Here’s my “moral of the story,” the “takeaway,” the “nitty gritty,” the heart of the real struggle. Skip this paragraph if you hate encouraging things. Here’s some things I’ve read that have recently been encouraging, comforting, and help me be even a little bit brave. “Therefore may we continue to persevere, for even if we took our circumstances and cast all the darkness of human doubt upon them and then hastily piled as many difficulties together as we could find against Gods divine work, we could never move beyond the blessedness of his miracle working power. May we place our faith completely on Him for he is the God of the impossible.” If that doesn’t speak right to the heart of the matter, I don’t know what does. No matter how many of my doubts and fears become tangible reality, compiled with doctors projections and all the things that could go wrong, even then, I couldn’t move my circumstances beyond how powerful and surprisingly kind my God is. Sorry people who don’t believe in a God who does crazy irrational things on a bigger scale than your intellect, I feel sorry for you (and for myself for all the years I made God operate in my comfort zone of expectations and understanding).

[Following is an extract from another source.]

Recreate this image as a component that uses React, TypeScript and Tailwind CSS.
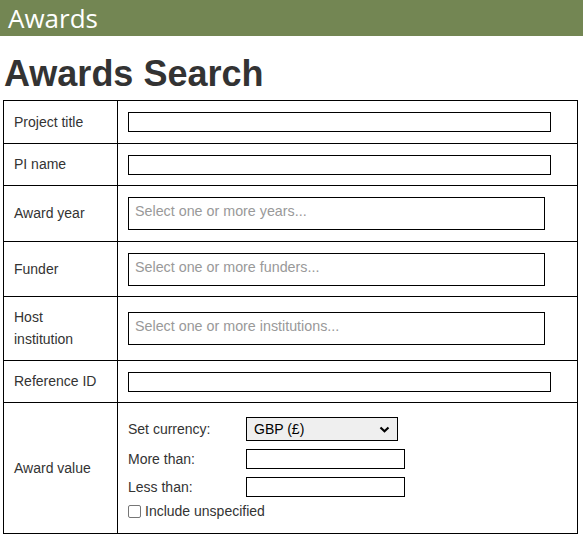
import React from "react";

const rows: { label: string; h: string; kind: "text" | "multi"; placeholder?: string }[] = [
  { label: "Project title", h: "h-[42px]", kind: "text" },
  { label: "PI name", h: "h-[42px]", kind: "text" },
  { label: "Award year", h: "h-[56px]", kind: "multi", placeholder: "Select one or more years..." },
  { label: "Funder", h: "h-[55px]", kind: "multi", placeholder: "Select one or more funders..." },
  { label: "Host institution", h: "h-[64px]", kind: "multi", placeholder: "Select one or more institutions..." },
  { label: "Reference ID", h: "h-[42px]", kind: "text" },
];

export default function App() {
  return (
    <div className="w-[583px] h-[540px] bg-white overflow-hidden text-[#333] font-['Liberation_Sans',Arial,sans-serif]">
      <div className="h-[36px] bg-[#738653] pl-[8px] text-white text-[26px] leading-[36px] font-['Open_Sans',sans-serif]">
        Awards
      </div>
      <h1 className="mt-[18px] mb-[6px] ml-[4px] text-[36px] leading-[40px] font-bold text-[#333]">Awards Search</h1>

      <div className="ml-[3px] w-[575px] border border-black text-[14px]">
        {rows.map((r, i) => (
          <div key={r.label} className={`flex ${r.h} ${i > 0 ? "border-t border-black" : ""}`}>
            <div className="w-[114px] shrink-0 border-r border-black pl-[10px] pr-[18px] pb-[1px] flex items-center leading-[22px]">
              {r.label}
            </div>
            <div className="flex-1 pl-[10px] flex items-center">
              {r.kind === "text" ? (
                <input className="w-[423px] h-[20px] border border-black bg-white outline-none" />
              ) : (
                <div className="w-[417px] h-[33px] border border-black flex items-center pl-[6px] pb-[3px] text-[#999] text-[14.3px]">
                  {r.placeholder}
                </div>
              )}
            </div>
          </div>
        ))}

        <div className="flex h-[131px] border-t border-black">
          <div className="w-[114px] shrink-0 border-r border-black pl-[10px] flex items-center">Award value</div>
          <div className="flex-1 pl-[10px] pt-[14px] flex flex-col">
            <div className="flex items-center h-[24px]">
              <span className="w-[118px]">Set currency:</span>
              <div className="relative w-[152px] h-[24px] border border-black bg-[#efefef] flex items-center pl-[7px] text-black">
                GBP (£)
                <svg className="absolute right-[7px] top-[8px]" width="11" height="7" viewBox="0 0 11 7">
                  <path d="M1.5 1.5 L5.5 5.2 L9.5 1.5" fill="none" stroke="#000" strokeWidth="2.2" />
                </svg>
              </div>
            </div>
            <div className="flex items-center h-[20px] mt-[8px]">
              <span className="w-[118px]">More than:</span>
              <input className="w-[159px] h-[20px] border border-black outline-none" />
            </div>
            <div className="flex items-center h-[20px] mt-[8px]">
              <span className="w-[118px]">Less than:</span>
              <input className="w-[159px] h-[20px] border border-black outline-none" />
            </div>
            <label className="flex items-center mt-[5px] h-[18px]">
              <span className="w-[13px] h-[13px] border border-[#767676] rounded-[2px] bg-white mr-[4px]" />
              Include unspecified
            </label>
          </div>
        </div>
      </div>
    </div>
  );
}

I’m learning that being prepared for the worst is really just a recipe for anxiety and unrealistic fears. For those of you who don’t know me, being prepared is my bread and butter. Instead, I’m preparing for invisible things to be worked out in my body and in the lives of a lot of other people. Does it mean I question my sanity? Regularly. But the alternative is truly terrifying and really insane. Impossible things it is! Something else I read said there is no reason why we shouldnt ask for great, too big for us, impossible things. Without a doubt, you will receive them if you have the courage to wait with “patient perseverance for Him and meanwhile doing those things that are within our power to do”. I can tell you for sure waiting with patient perseverance is the scariest thing I’ve done in my life!

P.s. Those quotes are from “Streams in the Desert”.

2 thoughts on “Surgeons.

  1. We are with you and we who embrace your faith in a great big awesome God who works wonders, know He loves you. We are standing with you loving you and cheering you on.